One of the best practices you can do for suppressing seedheads is to turn cattle out a little earlier than usual and move cows rapidly through the pastures during the early growth phases. Well-known grazing consultant Jim Gerrish taught me this years ago, and it really works. The trick is not to graze too short (leave 4 to 6 inches) but rather to move cows quickly and let them eat the boot-stage seedheads. At that point, the seedheads are very palatable to the cows, and in tall fescue the toxin levels will be relatively low. Grazing the seedheads early will allow very significant vegetative regrowth and will result in much better quality forage going into late spring and early summer.
Another practice that has been of recent interest in fescue systems is the use of metsulfuron (an herbicide), which has the ability to suppress fescue seedheads. This compound is commercially available in the herbicides Chaparral, Cimmaron, and Cimmaron-Plus. Each of these will work to suppress seedheads, but the most recent research has been with Chaparral, which is a combination of metsulfuron and aminopyralid. Most studies show that Chaparral does a good job suppressing tall fescue seedheads and also controls a lot of common weeds including horsenettle, pigweed, and many other problem pasture weeds.
An application of 2 ounces per acre of Chaparral in the boot stage (usually around mid-April along the I-40 corridor) is the recommended practice. If the Chaparral application rate is too high, it can be pretty toxic to fescue. Also, this practice seems to work best when there are other desirable forages such as bluegrass, orchardgrass, and dallisgrass mixed in the stands, which are released when fescue is suppressed.
It is important to note that not all weeds are well controlled by an April application of 2 ounces per acre of Chaparral (including hard to kill perennials like blackberry and hemp dogbane). Know what your weed challenges are, and use an additional herbicide application or a different timing of herbicide for control of these other undesirable species.
Use multiple strategiesAt my home farm in southern Virginia, I am challenged with managing a system with a lot of tall fescue. Our approach is to fertilize in the spring in areas we plan on cutting for hay in early May. Areas where we can’t cut hay (or simply don’t plan to) are fertilized only in the fall; this encourages the growth of clovers. On these fields, we turn cattle out early and rotate fast so the cows eat the seedheads in the boot stage.

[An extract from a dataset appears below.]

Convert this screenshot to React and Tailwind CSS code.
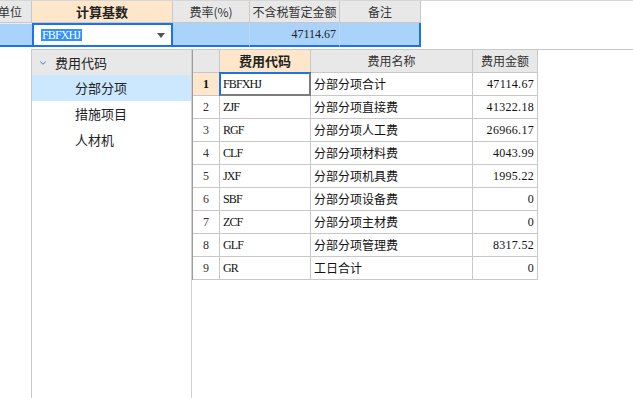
import { ChevronDown } from 'lucide-react'

const cjk = "font-['Noto_Sans_CJK_SC',sans-serif]"
const num = "font-['Liberation_Serif','Noto_Sans_CJK_SC',serif]"

const rows = [
  { no: 1, code: 'FBFXHJ', name: '分部分项合计', amount: '47114.67' },
  { no: 2, code: 'ZJF', name: '分部分项直接费', amount: '41322.18' },
  { no: 3, code: 'RGF', name: '分部分项人工费', amount: '26966.17' },
  { no: 4, code: 'CLF', name: '分部分项材料费', amount: '4043.99' },
  { no: 5, code: 'JXF', name: '分部分项机具费', amount: '1995.22' },
  { no: 6, code: 'SBF', name: '分部分项设备费', amount: '0' },
  { no: 7, code: 'ZCF', name: '分部分项主材费', amount: '0' },
  { no: 8, code: 'GLF', name: '分部分项管理费', amount: '8317.52' },
  { no: 9, code: 'GR', name: '工日合计', amount: '0' },
]

const treeItems = ['分部分项', '措施项目', '人材机']

function HeaderCell({ w, children, active }) {
  return (
    <div
      className={`${w} h-full flex items-center justify-center border-r border-b border-[#c8c8c8] ${
        active ? 'bg-[#fde6c9] font-bold text-[13px] text-[#222]' : 'bg-[#e8e8e8] text-[12px] text-[#333]'
      }`}
    >
      {children}
    </div>
  )
}

export default function App() {
  return (
    <div className={`w-[633px] h-[398px] bg-white overflow-hidden flex flex-col ${cjk}`}>
      {/* top table header */}
      <div className="flex h-[23px] border-t border-[#d6d6d6] shrink-0">
        <div className="w-[32px] h-full bg-[#e8e8e8] border-r border-b border-[#c8c8c8] overflow-hidden flex items-center text-[12px] text-[#333]">
          <span className="ml-[-2px] whitespace-nowrap">单位</span>
        </div>
        <HeaderCell w="w-[141px]" active>计算基数</HeaderCell>
        <HeaderCell w="w-[77px]">费率(%)</HeaderCell>
        <HeaderCell w="w-[90px]">不含税暂定金额</HeaderCell>
        <HeaderCell w="w-[81px]">备注</HeaderCell>
      </div>

      {/* selected row */}
      <div className="flex h-[24px] shrink-0">
        <div className="w-[32px] h-full bg-[#a9d3fb] border-t border-t-[#e4eef8] border-b-2 border-b-[#1a73e8]" />
        <div className="w-[141px] h-full bg-white border-2 border-[#1a73e8] flex items-center pl-[7px] pr-[6px]">
          <span className={`${num} text-[12px] tracking-[-0.9px] leading-[12px] bg-[#3390ff] text-white pl-[1px] pr-[2px]`}>FBFXHJ</span>
          <div className="ml-auto w-0 h-0 border-l-[4px] border-r-[4px] border-t-[5px] border-l-transparent border-r-transparent border-t-[#555]" />
        </div>
        <div className="w-[77px] h-full bg-[#a9d3fb] border-r border-r-[#c0d8ee] border-b-2 border-b-[#1a73e8]" />
        <div className={`w-[90px] h-full bg-[#a9d3fb] border-r border-r-[#c0d8ee] border-b-2 border-b-[#1a73e8] flex items-center justify-end pr-[3px] ${num} text-[12px] text-[#222]`}>
          47114.67
        </div>
        <div className="w-[81px] h-full bg-[#a9d3fb] border-b-2 border-r-2 border-[#1a73e8]" />
      </div>

      {/* dropdown popup */}
      <div className="ml-[31px] mt-[2px] flex-1 flex border-l border-t border-[#c8c8c8]">
        {/* tree */}
        <div className="w-[160px] border-r border-[#d0d0d0] flex flex-col">
          <div className="h-[25px] bg-[#e8e8e8] flex items-center pl-[6px] text-[13px] text-[#222]">
            <ChevronDown className="w-[10px] h-[10px] text-[#4a8fe0]" strokeWidth={2.5} />
            <span className="ml-[7px]">费用代码</span>
          </div>
          {treeItems.map((t, i) => (
            <div
              key={t}
              className={`h-[26px] flex items-center pl-[43px] text-[13px] text-[#222] ${i === 0 ? 'bg-[#cce8ff]' : ''}`}
            >
              {t}
            </div>
          ))}
        </div>

        {/* grid */}
        <div className="flex-1">
          <div className="w-[346px] border-l border-[#9c9c9c]">
            <div className="flex h-[23px] border-b border-[#c8c8c8]">
              <div className="w-[27px] bg-[#e8e8e8] border-r border-[#c8c8c8]" />
              <div className="w-[91px] bg-[#fde6c9] border-r border-[#c8c8c8] flex items-center justify-center font-bold text-[13px] text-[#222]">
                费用代码
              </div>
              <div className="w-[162px] bg-[#e8e8e8] border-r border-[#c8c8c8] flex items-center justify-center text-[12px] text-[#333]">
                费用名称
              </div>
              <div className="w-[65px] bg-[#e8e8e8] border-r border-[#c8c8c8] flex items-center justify-center text-[12px] text-[#333]">
                费用金额
              </div>
            </div>
            {rows.map((r) => {
              const sel = r.no === 1
              return (
                <div key={r.no} className="flex h-[23px] border-b border-[#c8c8c8]">
                  <div
                    className={`w-[27px] border-r border-[#c8c8c8] flex items-center justify-center ${num} text-[12px] ${
                      sel ? 'bg-[#fde6c9] font-bold text-[#111]' : 'text-[#333]'
                    }`}
                  >
                    {r.no}
                  </div>
                  <div className={`relative w-[91px] border-r border-[#c8c8c8] flex items-center pl-[3px] ${num} text-[12px] tracking-[-0.9px] text-[#111]`}>
                    {r.code}
                    {sel && (
                      <div className="pointer-events-none absolute -left-px -top-px w-[92px] h-[24px] border-2 border-t-[#1a73e8] border-l-[#1a73e8] border-r-[#7c7c7c] border-b-[#7c7c7c]" />
                    )}
                  </div>
                  <div className="w-[162px] border-r border-[#c8c8c8] flex items-center pl-[3px] text-[12px] text-[#111]">
                    {r.name}
                  </div>
                  <div className={`w-[65px] border-r border-[#c8c8c8] flex items-center justify-end pr-[3px] ${num} text-[12px] tracking-[0.3px] text-[#111]`}>
                    {r.amount}
                  </div>
                </div>
              )
            })}
          </div>
        </div>
      </div>
    </div>
  )
}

Over the years, we have found it difficult to get over all this area early enough to get the cows to eat the seedheads, so in recent years some of the pastures (about 10 to 15 percent of the grazed area) get fertilizer in the spring followed by an application of Chaparral. These areas will not have clovers (Chaparral is very toxic to clovers, possibly for several years) but will grow a lot of low-toxicity forage that we summer stockpile for use later in the grazing season. This approach has greatly reduced our need to clip pastures and gives us good-quality forage to graze during late summer. The areas we have treated with Chaparral are also shifting to forage species other than fescue, which is an added bonus in my opinion.

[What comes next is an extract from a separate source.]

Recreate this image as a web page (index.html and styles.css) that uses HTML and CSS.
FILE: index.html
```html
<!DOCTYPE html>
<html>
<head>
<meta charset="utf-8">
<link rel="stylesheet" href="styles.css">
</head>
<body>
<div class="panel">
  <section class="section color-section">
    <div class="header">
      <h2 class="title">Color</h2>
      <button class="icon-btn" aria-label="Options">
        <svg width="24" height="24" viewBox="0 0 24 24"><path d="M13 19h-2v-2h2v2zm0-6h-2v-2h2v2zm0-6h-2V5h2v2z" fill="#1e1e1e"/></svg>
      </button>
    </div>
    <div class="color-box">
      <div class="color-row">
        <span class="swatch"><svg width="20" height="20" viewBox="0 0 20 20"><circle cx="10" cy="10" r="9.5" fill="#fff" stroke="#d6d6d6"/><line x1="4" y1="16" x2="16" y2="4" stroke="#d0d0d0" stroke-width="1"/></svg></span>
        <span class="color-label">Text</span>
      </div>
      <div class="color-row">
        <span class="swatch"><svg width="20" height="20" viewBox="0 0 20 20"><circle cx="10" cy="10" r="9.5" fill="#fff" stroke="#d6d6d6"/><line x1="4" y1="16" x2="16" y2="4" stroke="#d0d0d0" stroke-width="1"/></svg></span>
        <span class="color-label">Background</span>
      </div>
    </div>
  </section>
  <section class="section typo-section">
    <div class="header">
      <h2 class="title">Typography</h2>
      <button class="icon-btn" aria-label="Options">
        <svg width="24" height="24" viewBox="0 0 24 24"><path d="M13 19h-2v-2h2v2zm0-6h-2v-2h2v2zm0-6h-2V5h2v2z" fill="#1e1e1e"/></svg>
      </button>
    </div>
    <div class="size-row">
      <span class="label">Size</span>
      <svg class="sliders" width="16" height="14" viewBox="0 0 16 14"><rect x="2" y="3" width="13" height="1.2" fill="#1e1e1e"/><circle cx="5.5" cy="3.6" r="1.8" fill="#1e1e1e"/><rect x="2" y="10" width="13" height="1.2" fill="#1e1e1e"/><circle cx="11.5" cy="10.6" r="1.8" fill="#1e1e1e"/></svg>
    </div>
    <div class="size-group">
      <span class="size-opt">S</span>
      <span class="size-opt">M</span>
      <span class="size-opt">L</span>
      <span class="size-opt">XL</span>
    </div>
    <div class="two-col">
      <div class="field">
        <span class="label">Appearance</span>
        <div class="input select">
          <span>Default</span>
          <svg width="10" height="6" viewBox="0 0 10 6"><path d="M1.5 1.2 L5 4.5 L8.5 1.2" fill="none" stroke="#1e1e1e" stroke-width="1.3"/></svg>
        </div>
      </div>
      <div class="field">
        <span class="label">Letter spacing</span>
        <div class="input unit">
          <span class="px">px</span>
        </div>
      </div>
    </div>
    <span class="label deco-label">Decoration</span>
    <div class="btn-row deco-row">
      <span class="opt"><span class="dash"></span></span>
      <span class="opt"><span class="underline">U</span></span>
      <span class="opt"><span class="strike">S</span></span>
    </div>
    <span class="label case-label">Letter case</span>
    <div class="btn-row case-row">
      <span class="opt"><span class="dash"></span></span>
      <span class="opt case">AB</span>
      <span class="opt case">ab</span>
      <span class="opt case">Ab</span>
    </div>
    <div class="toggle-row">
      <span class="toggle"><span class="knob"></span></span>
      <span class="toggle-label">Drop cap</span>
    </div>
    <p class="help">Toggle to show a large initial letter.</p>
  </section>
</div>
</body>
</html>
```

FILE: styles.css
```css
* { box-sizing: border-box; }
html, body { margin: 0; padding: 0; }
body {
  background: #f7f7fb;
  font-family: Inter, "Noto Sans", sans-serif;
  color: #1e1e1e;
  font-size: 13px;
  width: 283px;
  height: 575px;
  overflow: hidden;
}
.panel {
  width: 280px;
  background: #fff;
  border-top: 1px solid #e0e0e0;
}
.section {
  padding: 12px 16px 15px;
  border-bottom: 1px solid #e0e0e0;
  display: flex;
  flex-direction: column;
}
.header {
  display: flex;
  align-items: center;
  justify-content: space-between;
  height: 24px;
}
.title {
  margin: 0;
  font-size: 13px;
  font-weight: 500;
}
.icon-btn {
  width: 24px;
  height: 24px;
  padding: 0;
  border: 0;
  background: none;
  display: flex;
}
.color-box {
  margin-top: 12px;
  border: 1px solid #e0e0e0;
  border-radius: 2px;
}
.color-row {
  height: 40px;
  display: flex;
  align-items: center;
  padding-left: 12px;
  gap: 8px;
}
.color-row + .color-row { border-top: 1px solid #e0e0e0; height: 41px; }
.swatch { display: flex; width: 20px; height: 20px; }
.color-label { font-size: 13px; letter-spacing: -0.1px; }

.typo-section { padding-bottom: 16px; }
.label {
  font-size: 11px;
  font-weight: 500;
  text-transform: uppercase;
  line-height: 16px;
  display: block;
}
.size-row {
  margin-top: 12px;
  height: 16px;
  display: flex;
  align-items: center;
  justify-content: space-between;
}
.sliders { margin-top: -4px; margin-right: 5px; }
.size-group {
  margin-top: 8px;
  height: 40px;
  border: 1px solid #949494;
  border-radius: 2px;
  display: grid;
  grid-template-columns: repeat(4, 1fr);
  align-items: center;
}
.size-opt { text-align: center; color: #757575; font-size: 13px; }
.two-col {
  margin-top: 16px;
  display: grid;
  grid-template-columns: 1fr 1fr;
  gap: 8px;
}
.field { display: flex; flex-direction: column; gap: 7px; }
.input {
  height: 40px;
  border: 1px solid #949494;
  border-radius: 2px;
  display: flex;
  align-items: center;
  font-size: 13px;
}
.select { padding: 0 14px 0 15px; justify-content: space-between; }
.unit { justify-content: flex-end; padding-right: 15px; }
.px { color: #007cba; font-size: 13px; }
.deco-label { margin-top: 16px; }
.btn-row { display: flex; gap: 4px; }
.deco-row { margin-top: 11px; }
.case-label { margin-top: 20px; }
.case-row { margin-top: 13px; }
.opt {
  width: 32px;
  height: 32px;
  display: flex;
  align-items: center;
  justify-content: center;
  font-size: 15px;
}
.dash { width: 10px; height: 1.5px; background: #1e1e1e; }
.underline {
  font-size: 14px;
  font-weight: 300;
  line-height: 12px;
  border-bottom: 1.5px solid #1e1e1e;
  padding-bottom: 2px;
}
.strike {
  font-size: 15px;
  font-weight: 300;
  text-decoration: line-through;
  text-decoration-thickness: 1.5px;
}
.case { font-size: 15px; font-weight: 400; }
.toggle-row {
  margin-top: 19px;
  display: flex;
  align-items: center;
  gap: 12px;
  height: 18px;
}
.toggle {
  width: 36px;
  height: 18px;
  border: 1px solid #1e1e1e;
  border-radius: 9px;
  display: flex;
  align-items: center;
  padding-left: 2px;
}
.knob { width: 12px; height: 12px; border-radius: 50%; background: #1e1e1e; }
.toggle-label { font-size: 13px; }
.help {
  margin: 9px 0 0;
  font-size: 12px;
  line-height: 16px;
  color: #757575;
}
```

However you approach it, working in the spring to control seedhead development in grazed pastures will pay off later in the season. We are working hard both in research and outreach programs to explore diversifying with alternative forages, including nontoxic fescue, annuals, and native warm-season grasses. Such diversification of the forage system offers great long-term benefits; however, whatever your forage system, it will pay you to minimize seedhead development in cool-season grass pastures, especially those with a lot of endophyte infected tall fescue.
This article appeared in the March 2017 issue of Hay & Forage Grower on page 14.